For the Cashew Tzatziki

  • 1 Cup Raw Cashews (soaked for 2 hrs if not using a high speed blender)
  • 1/2-3/4 Cup Water
  • 2 tsp reserved lemon juice
  • Dried or fresh Dill to taste (I use about 1 1/2 tsp dried)
  • About 1/2 one medium cucumber; peeled, seeds removed, and diced
  • 2 TBS Tahini

    Instructions:

  • Preheat your oven to 375. Pre-bake your peppers for about 15 minutes.
  • While your peppers are baking, prepare you quinoa according to package instructions.
  • When quinoa is done cooking, take off the heat and add in your chopped spinach and stir in until it has wilted. Add in your chickpeas and the zest and all but 2 tsp. of your lemon juice. Add in your salt and pepper. Taste and adjust seasonings as needed. Set aside. (Add in your pine nuts at this point if using.)
  • Make your Tzatziki by combining all ingredients except for the cucumbers to a high powered blender.
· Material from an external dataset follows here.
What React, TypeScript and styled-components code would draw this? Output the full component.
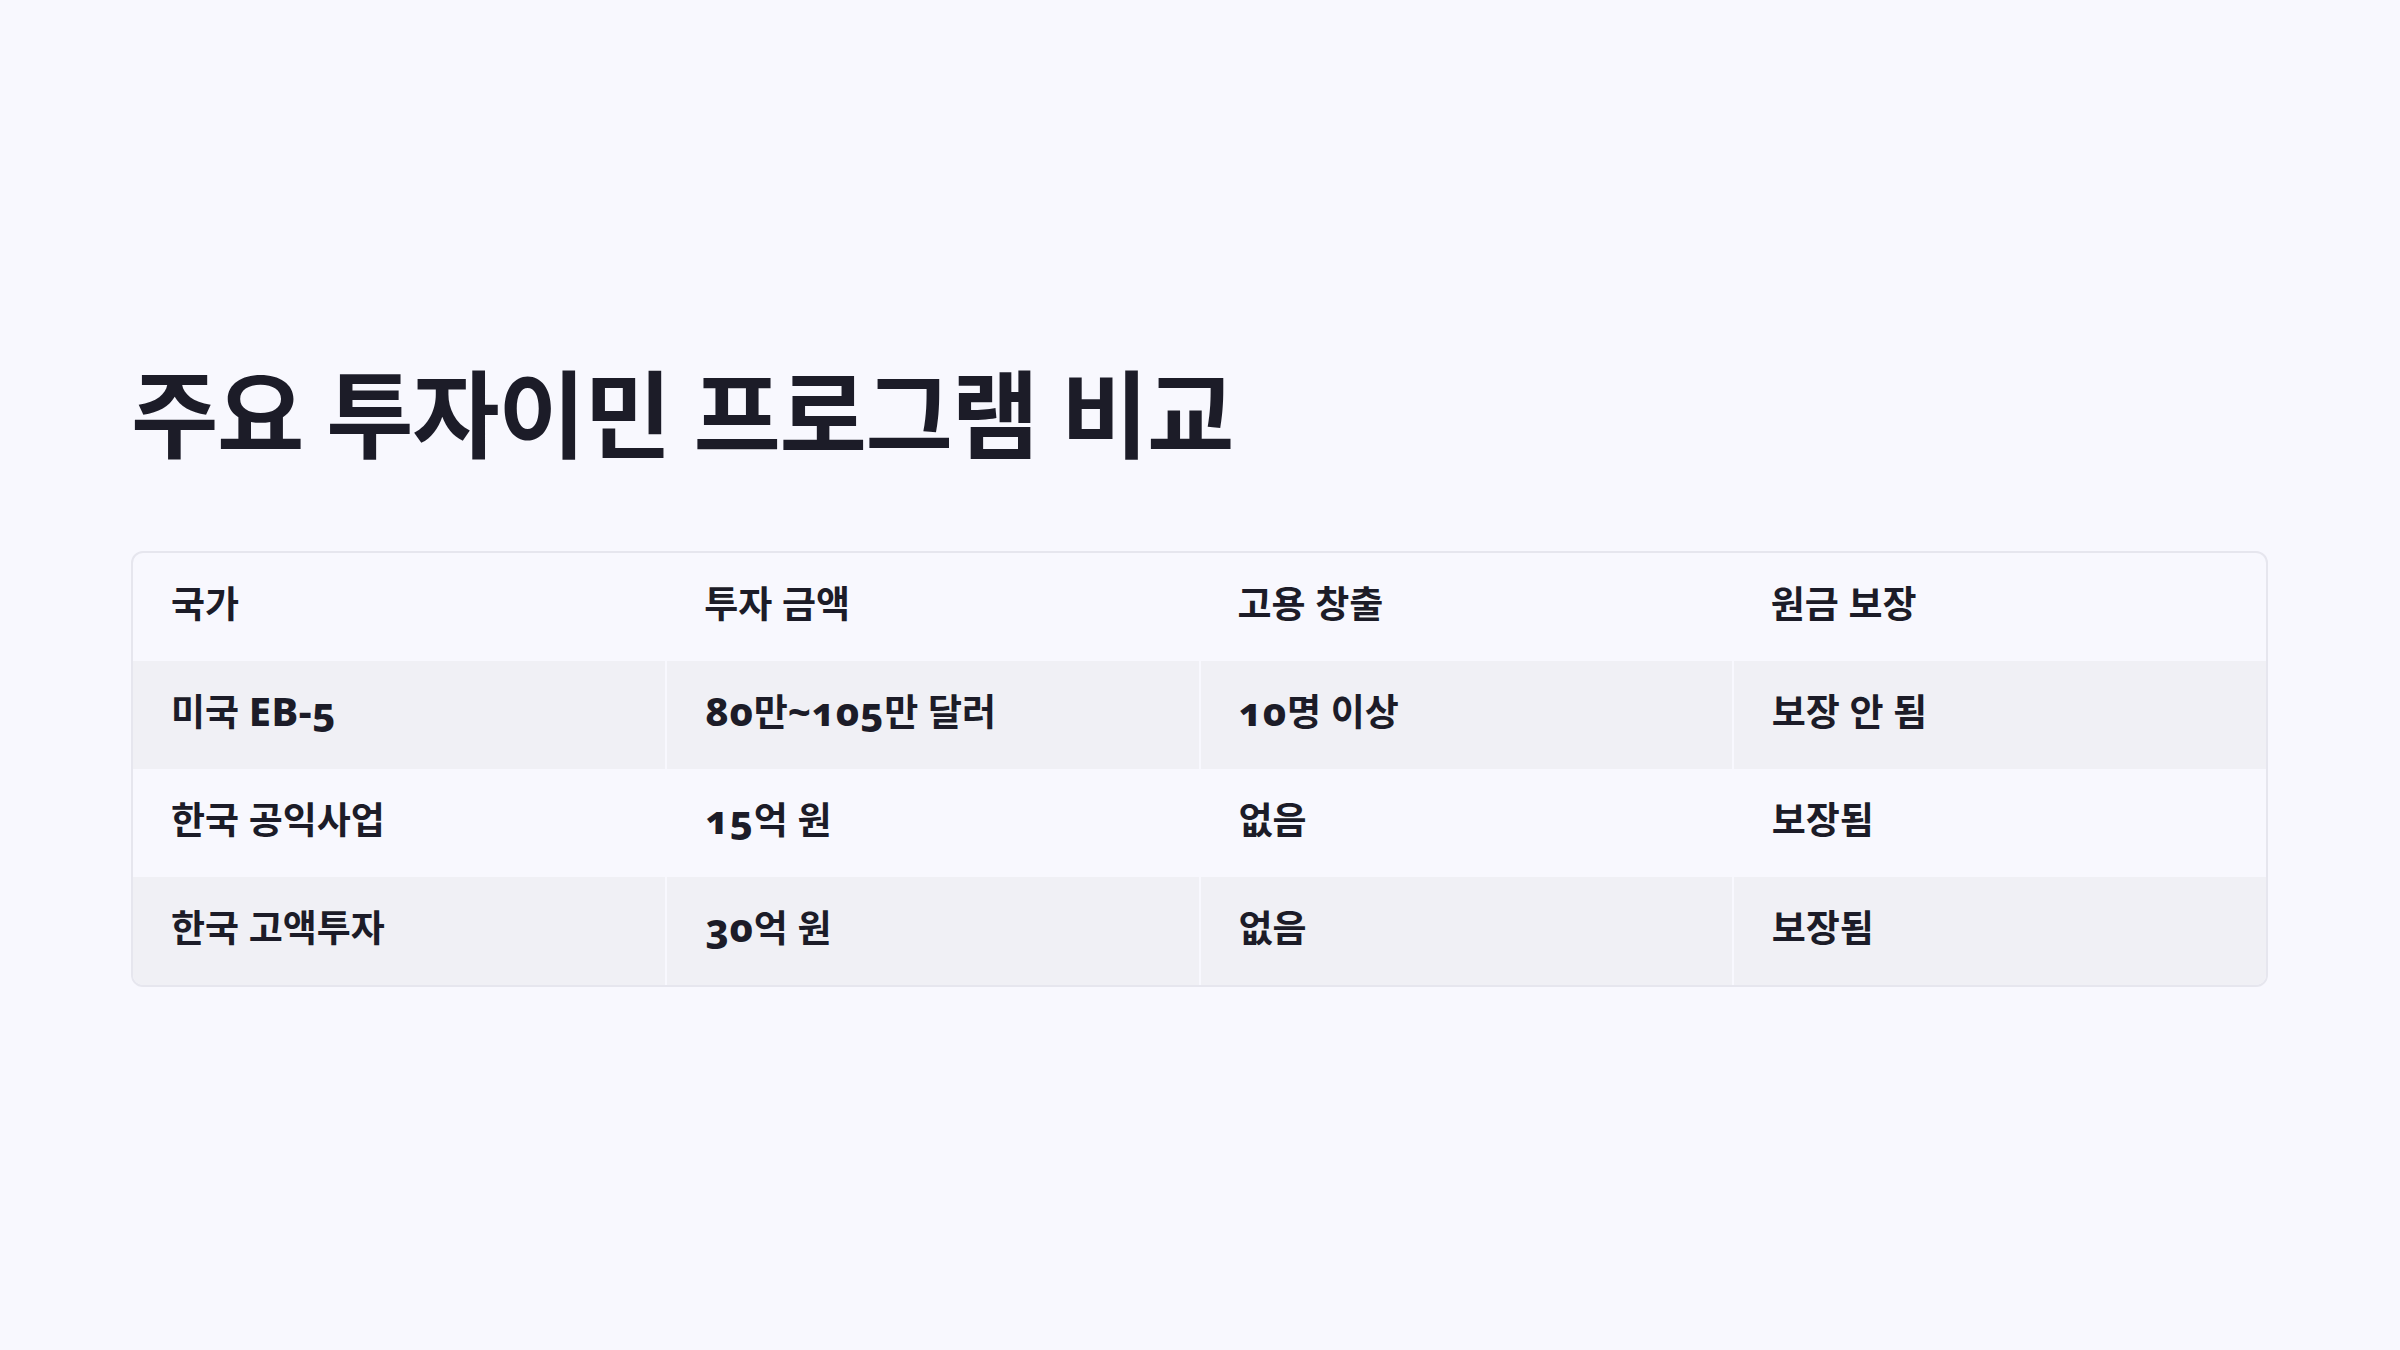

Blend until smooth. Stir in your cucumbers and set aside.
  • When your peppers are done baking, it is time to stuff! Spoon your quinoa filling into each pepper half. Bake again for another 15 minutes.
  • When the peppers are done, drizzle with your Cashew Tzatziki, and maybe even a side of Hummus if you're feeling fancy, and your diced cucumbers!